*AIM*. Look through the listing below for the line containing "Convert this screenshot". Copy it and each line after it up to and including the line containing "const [tab, setTab]", exactly, leaving out pictures.

*DATA RECORDS*.
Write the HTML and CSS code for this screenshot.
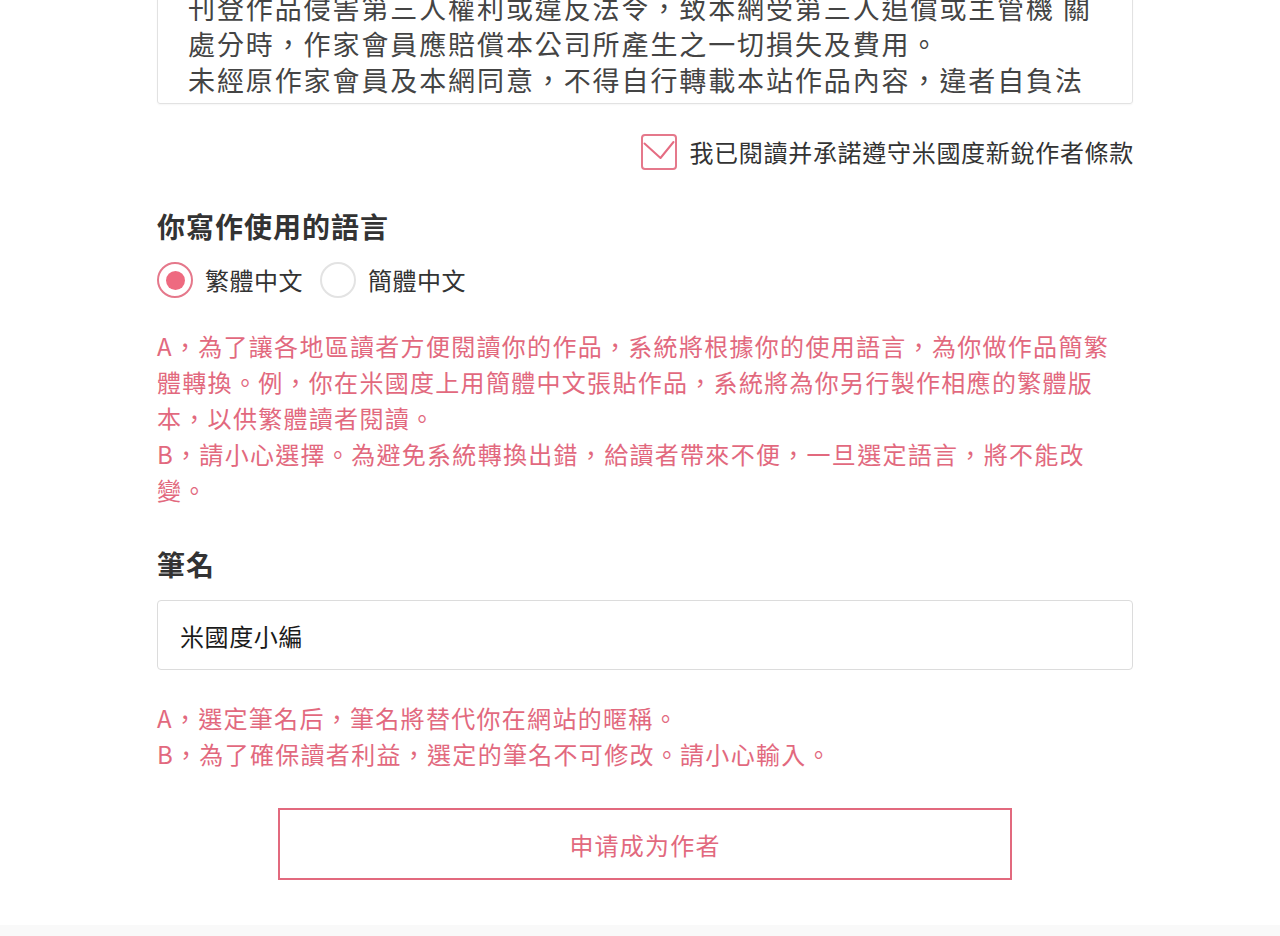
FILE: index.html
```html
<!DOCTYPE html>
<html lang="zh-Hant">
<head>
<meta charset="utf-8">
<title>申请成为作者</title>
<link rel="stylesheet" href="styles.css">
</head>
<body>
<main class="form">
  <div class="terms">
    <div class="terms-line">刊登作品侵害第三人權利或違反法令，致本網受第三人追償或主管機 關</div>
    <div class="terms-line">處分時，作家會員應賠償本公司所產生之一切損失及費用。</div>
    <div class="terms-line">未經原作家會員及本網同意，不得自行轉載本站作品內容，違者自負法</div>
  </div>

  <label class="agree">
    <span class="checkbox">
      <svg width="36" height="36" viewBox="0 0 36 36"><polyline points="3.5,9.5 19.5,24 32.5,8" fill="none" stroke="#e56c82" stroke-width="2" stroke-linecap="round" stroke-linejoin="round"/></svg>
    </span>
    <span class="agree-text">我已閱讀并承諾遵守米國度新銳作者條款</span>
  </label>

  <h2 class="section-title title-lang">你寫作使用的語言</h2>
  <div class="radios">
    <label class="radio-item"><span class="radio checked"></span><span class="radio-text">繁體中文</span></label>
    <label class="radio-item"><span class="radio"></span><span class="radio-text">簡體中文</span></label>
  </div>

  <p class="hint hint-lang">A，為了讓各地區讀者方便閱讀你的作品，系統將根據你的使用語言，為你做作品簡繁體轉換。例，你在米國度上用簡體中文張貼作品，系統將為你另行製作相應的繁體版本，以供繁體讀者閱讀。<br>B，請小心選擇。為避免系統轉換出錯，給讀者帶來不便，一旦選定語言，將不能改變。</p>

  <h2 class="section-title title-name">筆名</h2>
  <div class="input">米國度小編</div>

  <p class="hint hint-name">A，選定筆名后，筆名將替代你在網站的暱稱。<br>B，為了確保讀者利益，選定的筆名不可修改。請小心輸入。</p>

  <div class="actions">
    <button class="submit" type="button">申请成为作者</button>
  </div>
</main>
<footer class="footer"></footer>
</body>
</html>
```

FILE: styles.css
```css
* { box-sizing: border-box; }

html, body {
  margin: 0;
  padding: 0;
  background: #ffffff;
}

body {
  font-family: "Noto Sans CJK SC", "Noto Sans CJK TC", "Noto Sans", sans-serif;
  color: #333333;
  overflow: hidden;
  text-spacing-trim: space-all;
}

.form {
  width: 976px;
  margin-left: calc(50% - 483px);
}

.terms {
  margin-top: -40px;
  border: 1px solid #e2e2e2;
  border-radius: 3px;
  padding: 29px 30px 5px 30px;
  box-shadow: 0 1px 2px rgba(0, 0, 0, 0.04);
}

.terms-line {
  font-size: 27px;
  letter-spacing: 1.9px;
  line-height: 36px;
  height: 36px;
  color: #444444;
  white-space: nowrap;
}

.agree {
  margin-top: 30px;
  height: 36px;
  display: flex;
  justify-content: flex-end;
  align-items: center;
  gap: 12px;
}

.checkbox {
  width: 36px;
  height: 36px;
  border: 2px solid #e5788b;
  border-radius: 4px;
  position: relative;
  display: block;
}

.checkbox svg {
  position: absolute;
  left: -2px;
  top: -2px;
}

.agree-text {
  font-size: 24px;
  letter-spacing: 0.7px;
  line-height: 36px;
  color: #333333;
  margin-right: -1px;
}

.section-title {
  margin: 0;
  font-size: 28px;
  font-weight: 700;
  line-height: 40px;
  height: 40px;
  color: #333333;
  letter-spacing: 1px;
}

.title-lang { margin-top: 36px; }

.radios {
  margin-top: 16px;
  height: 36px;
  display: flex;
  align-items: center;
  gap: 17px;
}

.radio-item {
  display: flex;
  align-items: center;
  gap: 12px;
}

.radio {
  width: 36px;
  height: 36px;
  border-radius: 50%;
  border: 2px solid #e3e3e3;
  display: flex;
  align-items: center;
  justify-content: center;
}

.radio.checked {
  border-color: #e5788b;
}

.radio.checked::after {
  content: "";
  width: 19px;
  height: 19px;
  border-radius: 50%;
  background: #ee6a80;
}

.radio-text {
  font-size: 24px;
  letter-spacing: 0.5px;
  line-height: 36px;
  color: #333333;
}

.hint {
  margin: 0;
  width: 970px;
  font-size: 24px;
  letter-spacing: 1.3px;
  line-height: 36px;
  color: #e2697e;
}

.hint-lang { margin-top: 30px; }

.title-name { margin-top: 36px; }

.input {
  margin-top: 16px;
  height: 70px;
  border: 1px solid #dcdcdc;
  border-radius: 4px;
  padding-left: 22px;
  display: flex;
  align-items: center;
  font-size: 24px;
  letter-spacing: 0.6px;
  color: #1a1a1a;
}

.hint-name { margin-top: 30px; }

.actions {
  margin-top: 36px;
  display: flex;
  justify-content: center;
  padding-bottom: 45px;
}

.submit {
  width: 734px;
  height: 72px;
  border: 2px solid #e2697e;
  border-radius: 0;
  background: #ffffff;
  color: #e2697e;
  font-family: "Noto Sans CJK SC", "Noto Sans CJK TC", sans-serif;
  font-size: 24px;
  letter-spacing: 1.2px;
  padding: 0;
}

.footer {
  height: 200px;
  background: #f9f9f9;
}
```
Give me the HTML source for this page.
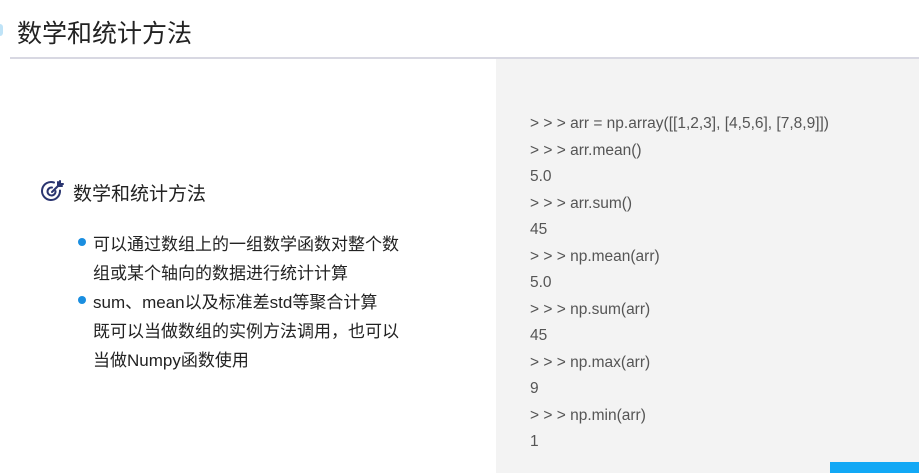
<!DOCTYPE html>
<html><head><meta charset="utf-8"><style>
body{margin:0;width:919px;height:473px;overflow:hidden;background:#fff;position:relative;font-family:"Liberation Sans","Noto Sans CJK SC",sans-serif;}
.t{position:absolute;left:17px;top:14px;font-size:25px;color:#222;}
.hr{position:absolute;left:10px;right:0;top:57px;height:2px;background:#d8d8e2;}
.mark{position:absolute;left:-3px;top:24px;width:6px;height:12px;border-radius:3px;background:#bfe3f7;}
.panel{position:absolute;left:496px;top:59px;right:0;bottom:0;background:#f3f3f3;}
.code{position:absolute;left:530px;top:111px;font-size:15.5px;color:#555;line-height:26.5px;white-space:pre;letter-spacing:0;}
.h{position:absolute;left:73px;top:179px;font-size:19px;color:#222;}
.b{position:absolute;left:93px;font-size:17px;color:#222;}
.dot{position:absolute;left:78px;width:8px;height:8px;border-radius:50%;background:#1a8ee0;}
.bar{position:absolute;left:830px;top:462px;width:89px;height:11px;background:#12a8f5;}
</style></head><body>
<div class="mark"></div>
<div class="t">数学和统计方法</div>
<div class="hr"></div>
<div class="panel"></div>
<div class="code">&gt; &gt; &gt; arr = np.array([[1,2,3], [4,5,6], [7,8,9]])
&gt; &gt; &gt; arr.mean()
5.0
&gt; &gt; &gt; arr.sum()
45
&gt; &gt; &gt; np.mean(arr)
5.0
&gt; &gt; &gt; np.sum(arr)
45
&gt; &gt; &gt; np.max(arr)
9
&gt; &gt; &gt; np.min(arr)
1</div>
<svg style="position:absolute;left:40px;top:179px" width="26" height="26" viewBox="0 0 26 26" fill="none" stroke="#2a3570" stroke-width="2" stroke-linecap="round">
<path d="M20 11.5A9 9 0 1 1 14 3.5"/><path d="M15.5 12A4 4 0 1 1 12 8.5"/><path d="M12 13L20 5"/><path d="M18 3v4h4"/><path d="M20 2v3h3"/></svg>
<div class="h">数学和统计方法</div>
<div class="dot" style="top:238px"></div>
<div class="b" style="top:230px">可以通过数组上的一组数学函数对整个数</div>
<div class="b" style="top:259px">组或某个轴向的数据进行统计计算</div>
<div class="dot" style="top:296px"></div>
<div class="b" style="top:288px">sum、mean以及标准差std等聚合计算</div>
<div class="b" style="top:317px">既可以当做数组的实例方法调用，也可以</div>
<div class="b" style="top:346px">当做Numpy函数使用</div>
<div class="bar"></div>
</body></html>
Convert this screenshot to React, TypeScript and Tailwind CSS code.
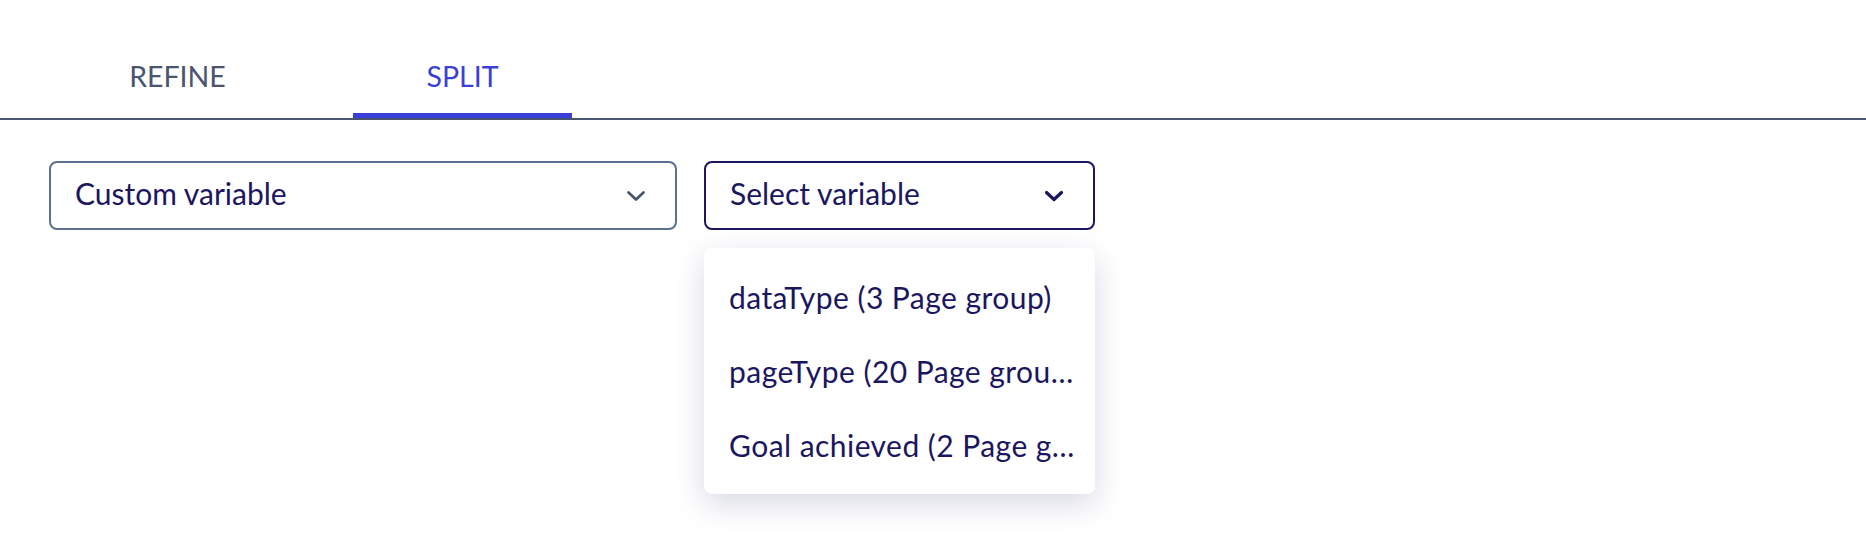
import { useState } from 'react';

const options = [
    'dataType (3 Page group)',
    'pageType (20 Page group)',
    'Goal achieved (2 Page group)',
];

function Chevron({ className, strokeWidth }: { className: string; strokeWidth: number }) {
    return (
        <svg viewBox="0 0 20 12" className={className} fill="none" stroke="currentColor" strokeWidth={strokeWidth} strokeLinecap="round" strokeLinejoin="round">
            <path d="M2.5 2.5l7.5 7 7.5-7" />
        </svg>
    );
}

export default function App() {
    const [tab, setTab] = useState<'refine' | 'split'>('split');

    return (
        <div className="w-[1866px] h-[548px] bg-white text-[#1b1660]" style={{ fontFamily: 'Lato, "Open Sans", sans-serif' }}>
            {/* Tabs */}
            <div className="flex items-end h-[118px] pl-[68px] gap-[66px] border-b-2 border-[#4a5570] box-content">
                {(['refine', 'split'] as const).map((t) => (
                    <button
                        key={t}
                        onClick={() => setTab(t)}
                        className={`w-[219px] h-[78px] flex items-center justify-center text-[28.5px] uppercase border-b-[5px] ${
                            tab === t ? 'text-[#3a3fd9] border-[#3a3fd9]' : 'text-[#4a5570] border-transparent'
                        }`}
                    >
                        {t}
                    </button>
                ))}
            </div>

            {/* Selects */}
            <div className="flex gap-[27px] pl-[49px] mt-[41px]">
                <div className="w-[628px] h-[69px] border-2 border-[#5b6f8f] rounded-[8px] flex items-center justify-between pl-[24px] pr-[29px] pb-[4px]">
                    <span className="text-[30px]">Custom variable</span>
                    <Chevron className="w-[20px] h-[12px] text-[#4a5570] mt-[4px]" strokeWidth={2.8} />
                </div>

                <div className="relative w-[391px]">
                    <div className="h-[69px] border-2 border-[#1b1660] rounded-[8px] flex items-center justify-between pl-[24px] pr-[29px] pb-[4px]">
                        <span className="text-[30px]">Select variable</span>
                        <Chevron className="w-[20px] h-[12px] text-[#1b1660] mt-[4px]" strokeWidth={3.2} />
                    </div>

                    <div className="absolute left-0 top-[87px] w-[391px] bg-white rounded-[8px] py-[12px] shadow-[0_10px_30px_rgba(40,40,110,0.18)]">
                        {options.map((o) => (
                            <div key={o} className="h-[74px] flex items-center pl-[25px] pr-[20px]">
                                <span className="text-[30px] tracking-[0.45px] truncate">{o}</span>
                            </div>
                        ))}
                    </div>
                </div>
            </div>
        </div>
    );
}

*EXERCISE RESULT*.
Convert this screenshot to React, TypeScript and Tailwind CSS code.
import { useState } from 'react';

const options = [
    'dataType (3 Page group)',
    'pageType (20 Page group)',
    'Goal achieved (2 Page group)',
];

function Chevron({ className, strokeWidth }: { className: string; strokeWidth: number }) {
    return (
        <svg viewBox="0 0 20 12" className={className} fill="none" stroke="currentColor" strokeWidth={strokeWidth} strokeLinecap="round" strokeLinejoin="round">
            <path d="M2.5 2.5l7.5 7 7.5-7" />
        </svg>
    );
}

export default function App() {
    const [tab, setTab] = useState<'refine' | 'split'>('split');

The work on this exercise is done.